Instruction
Of all the lines in the material below, how many include the string "React"? Give the number only.

Stored rows
================================

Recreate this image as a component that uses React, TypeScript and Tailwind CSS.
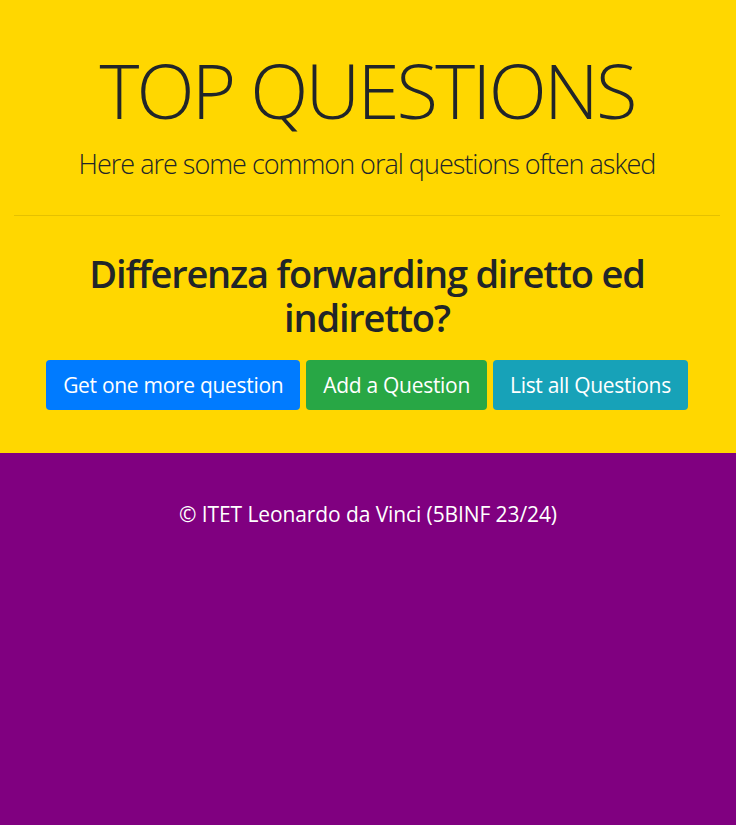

================================

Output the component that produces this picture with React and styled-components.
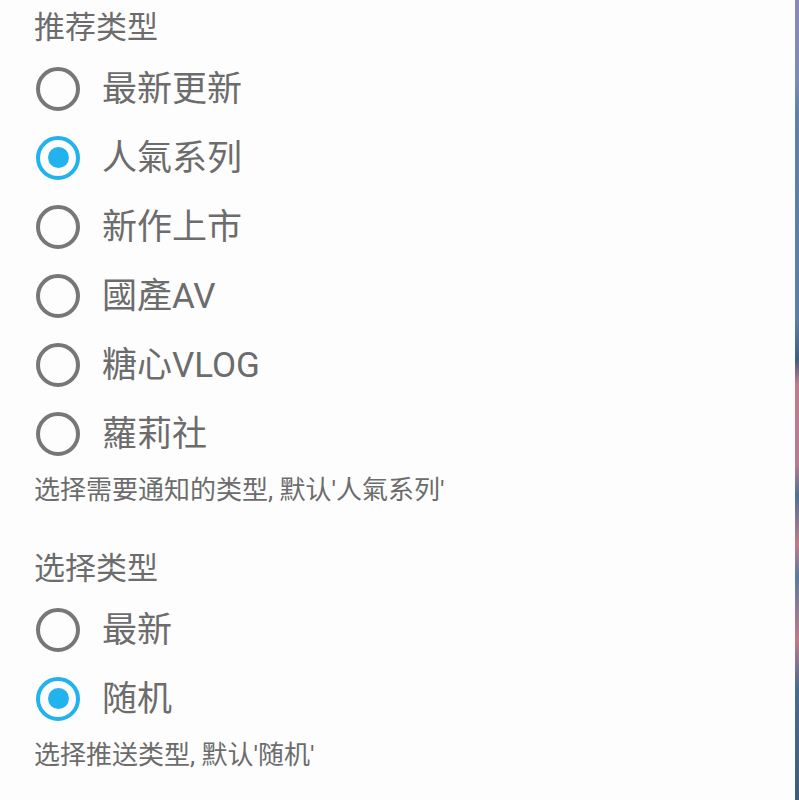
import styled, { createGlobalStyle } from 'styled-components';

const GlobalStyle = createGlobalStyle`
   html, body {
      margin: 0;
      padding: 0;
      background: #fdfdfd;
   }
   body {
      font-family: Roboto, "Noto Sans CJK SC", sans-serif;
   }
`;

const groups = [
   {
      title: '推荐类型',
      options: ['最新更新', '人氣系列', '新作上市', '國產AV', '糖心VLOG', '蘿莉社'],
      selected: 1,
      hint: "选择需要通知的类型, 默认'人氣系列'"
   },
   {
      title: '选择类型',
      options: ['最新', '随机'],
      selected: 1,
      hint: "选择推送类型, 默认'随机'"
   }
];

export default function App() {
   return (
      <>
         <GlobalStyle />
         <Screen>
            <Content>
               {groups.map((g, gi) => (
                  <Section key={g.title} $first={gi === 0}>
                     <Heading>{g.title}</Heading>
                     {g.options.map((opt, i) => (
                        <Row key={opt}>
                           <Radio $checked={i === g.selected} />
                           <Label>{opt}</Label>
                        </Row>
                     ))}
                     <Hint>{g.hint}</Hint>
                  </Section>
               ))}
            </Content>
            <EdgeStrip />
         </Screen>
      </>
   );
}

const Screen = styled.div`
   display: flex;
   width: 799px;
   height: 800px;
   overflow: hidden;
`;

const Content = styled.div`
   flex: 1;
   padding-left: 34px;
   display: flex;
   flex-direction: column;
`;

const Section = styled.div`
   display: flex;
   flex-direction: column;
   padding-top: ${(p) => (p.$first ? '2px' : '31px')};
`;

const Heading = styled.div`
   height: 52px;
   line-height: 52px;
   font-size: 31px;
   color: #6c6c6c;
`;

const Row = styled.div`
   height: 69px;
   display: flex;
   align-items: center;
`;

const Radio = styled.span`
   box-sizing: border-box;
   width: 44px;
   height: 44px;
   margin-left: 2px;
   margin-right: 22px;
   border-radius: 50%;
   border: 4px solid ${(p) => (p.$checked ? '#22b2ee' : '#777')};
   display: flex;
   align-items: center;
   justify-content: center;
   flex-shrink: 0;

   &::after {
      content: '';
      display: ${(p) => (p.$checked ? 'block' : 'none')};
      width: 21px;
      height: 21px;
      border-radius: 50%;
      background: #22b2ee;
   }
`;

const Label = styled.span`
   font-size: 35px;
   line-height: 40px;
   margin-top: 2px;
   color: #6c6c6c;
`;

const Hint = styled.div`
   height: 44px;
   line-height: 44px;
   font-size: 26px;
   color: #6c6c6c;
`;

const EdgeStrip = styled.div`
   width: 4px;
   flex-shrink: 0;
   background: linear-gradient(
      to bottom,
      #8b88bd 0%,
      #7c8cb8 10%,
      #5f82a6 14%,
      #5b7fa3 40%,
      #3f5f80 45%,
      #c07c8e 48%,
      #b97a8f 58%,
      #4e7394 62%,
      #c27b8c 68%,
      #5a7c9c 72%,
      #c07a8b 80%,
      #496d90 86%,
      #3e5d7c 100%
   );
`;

================================

Answer to the task
2